Christian Jost jost at cict.fr
Sun Feb 13 19:55:19 CET 2005


>From: Suresh Krishna <ssk2031 at columbia.edu>
>Subject: [R] comparing predicted sequence A'(t) to observed sequence
>	A(t)
>To: r-help at stat.math.ethz.ch
>Message-ID: <420DE463.8080009 at columbia.edu>
>Content-Type: text/plain; charset=ISO-8859-1; format=flowed
>
>
>Hi,
>
>I have a question that I have not been succesful in finding a definitive
>answer to; and I was hoping someone here could give me some pointers to
>the right place in the literature.
>
>A. We have 4 sets of data, A(t), B(t), C(t), and D(t). Each of these
>consists of a series of counts obtained in sequential time-intervals: so
>   for example, A(t) would be something like:
>
>Count A(t):  25,    28,    26,   34   ......
>Time (ms):  0-10, 10-20, 20-30, 30-40 .......
>
>Each count in the series A(t) is obtained by summing the total number of
>observed counts over multiple (say 50), independent repetitions of that
>time-series. These counts are generally known to be Poisson distributed,
>and the 4 processes A(t), B(t), C(t) and D(t) are independent of each other.
>
>B. It appears on visual observation that the following relationship
>holds; and such a relationship would also be expected on mechanistic
>considerations.
>
>A(t) = B(t) + C(t) - D(t)
>
>We now want to test this hypothesis statistically.
>
>Because successive counts in the sequence are likely to be correlated,
>isnt it true that none of these methods are valid ? Perhaps for other
>reasons as well ?
>
>a)Doing a chi-squared test to see if the predicted curve for A(t)
>deviates significantly from the observed A(t); this also seems to not
>take the variability of the predicted curve into account.
>
>b)Doing a regression of the predicted values of A(t) against the actual
>values of A(t) and checking for deviations of slope from 1 and intercept
>from 0 ? Here, in addition to lack of independence, the fact that
>X-values are not fixed (i.e. are variable) and the fact that X and Y are
>Poisson distributed counts should also be taken into account, right ?
>
>I would be very grateful if someone could point me to methods to handle
>this kind of situation, or where to look for them. Is there something in
>the time-series literature, for instance ?
>
>

This is a frequent problem I also encounter when wanting to compare 
two dynamic processes (e.g. temporal evolution of number of ants on 
two branches). To my knowledge there is no general statistical way to 
compare these two time series. But in your case you might try a 
repeated measure anova, e.g. to compare A(t) against B(t)+C(t)-D(t), 
put in a first column 'counts' the counts for A and then for B+C-D, 
in a second column 'time' the correspoding t, in a third column 
'series' mark the A measures by "A" and the B+C-D measures by "BCD", 
then run an anova
summary(aov(counts ~ series:time + Error(series)))

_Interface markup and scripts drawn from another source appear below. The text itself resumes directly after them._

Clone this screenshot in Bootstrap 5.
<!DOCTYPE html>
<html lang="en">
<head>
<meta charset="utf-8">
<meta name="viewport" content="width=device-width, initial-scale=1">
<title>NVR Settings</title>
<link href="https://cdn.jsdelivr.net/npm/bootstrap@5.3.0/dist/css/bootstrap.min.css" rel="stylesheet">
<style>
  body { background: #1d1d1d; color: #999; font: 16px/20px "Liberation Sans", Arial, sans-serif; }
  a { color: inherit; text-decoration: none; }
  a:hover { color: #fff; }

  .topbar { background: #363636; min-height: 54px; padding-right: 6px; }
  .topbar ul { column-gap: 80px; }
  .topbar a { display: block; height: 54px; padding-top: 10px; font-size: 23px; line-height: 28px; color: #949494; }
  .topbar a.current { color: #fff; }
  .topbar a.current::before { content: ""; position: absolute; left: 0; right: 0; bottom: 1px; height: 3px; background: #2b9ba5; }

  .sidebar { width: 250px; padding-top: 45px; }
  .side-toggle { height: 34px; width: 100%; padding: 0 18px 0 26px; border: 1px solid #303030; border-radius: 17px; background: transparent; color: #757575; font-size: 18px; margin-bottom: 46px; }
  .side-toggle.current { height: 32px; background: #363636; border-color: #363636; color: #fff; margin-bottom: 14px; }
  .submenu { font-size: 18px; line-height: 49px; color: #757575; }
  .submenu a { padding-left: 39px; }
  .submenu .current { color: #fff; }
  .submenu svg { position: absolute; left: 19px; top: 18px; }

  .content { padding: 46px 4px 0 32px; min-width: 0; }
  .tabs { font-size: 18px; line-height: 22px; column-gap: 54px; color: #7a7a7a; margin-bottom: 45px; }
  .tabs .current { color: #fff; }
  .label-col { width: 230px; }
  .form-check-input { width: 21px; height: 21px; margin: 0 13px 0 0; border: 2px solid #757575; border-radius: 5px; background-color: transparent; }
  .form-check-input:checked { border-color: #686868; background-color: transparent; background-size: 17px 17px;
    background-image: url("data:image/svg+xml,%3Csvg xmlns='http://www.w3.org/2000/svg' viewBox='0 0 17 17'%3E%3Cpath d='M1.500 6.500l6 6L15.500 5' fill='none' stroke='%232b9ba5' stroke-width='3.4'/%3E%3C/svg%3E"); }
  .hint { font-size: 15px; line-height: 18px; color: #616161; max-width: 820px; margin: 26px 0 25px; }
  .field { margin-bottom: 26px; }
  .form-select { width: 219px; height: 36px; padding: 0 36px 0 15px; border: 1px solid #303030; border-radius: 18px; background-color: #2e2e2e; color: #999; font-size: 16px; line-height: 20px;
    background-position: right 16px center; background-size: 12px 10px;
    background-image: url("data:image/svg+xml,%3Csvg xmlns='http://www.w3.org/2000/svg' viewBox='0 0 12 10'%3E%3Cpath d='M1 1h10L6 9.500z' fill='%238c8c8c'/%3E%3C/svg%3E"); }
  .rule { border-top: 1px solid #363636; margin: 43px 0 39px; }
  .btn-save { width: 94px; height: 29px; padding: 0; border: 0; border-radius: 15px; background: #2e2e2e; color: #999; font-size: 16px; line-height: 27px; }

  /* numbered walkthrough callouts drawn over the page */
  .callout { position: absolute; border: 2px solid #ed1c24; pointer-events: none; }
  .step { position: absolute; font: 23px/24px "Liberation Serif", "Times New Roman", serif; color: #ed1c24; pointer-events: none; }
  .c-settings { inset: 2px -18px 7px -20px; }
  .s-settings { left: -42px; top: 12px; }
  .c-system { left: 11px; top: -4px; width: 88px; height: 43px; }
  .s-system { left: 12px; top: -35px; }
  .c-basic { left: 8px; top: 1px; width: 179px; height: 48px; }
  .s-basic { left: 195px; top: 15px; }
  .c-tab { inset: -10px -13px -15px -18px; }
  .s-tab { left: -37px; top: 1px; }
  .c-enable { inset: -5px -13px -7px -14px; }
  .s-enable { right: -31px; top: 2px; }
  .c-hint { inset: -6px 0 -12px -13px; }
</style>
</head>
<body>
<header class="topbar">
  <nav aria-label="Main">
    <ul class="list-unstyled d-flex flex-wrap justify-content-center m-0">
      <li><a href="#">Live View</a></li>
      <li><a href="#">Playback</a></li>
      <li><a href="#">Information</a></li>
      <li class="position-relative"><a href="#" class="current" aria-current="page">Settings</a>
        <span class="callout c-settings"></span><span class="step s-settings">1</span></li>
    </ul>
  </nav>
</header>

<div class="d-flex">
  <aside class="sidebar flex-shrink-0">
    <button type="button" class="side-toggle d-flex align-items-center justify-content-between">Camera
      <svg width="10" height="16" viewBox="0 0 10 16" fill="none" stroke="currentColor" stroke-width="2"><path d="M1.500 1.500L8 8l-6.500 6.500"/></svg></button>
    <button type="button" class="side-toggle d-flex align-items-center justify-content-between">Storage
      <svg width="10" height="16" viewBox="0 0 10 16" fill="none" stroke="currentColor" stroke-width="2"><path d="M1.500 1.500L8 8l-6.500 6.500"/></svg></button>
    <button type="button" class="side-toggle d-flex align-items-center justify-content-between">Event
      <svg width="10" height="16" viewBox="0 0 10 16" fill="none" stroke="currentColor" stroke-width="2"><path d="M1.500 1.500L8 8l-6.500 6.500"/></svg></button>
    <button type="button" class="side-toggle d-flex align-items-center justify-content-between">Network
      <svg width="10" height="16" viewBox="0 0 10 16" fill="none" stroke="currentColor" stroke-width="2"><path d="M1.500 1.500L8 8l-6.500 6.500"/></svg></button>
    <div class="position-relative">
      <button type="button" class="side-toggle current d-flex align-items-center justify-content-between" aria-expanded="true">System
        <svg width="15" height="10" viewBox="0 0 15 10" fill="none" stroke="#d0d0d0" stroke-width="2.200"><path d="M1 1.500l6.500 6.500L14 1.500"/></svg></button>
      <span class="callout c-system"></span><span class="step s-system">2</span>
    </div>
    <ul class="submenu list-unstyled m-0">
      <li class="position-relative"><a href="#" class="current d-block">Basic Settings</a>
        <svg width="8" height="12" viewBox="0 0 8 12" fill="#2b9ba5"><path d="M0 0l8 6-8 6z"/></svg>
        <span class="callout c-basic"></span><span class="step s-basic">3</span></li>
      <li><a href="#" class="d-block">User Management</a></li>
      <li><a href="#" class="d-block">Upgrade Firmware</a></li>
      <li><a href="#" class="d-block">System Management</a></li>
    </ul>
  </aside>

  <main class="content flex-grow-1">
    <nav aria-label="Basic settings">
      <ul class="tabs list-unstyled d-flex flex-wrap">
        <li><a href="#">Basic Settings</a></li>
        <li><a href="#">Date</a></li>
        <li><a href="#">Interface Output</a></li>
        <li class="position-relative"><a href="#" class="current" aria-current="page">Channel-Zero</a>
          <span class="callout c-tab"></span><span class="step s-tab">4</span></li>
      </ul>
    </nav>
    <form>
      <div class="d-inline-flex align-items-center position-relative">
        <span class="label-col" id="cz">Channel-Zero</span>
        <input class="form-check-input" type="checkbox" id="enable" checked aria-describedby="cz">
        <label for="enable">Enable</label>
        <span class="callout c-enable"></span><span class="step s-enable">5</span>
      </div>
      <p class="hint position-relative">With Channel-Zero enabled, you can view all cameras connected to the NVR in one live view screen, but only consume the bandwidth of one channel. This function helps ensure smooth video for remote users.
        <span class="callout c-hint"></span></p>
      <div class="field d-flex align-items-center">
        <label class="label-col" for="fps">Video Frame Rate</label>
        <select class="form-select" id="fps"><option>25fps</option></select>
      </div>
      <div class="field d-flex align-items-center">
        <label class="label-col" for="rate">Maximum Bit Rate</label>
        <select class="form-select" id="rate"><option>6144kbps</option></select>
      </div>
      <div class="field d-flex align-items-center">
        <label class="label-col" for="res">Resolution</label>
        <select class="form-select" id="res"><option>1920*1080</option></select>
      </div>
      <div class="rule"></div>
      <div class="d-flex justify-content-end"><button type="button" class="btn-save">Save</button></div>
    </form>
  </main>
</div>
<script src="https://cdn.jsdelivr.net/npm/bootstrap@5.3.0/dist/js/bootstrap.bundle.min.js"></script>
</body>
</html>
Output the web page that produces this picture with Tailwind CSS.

This works if there are replicates of conditions "A" and "BDC", but I 
am not a statistitian and am not sure whether it applies to your case 
(though, you seem to have repetitions, so you might use this 
information instead of only looking at the sums).
For a hands-on example with behavioural data of mice (with or without 
treatment, 4 training session for each mouse, does treatment affect 
training) see
http://cognition.ups-tlse.fr/_christian/M7P14M/TP7/TP-Anova.pdf
with the data in
http://cognition.ups-tlse.fr/_christian/M7P14M/TP7/tp-anova.rda
(well, its in french, but the R formulas should be understandable ;-)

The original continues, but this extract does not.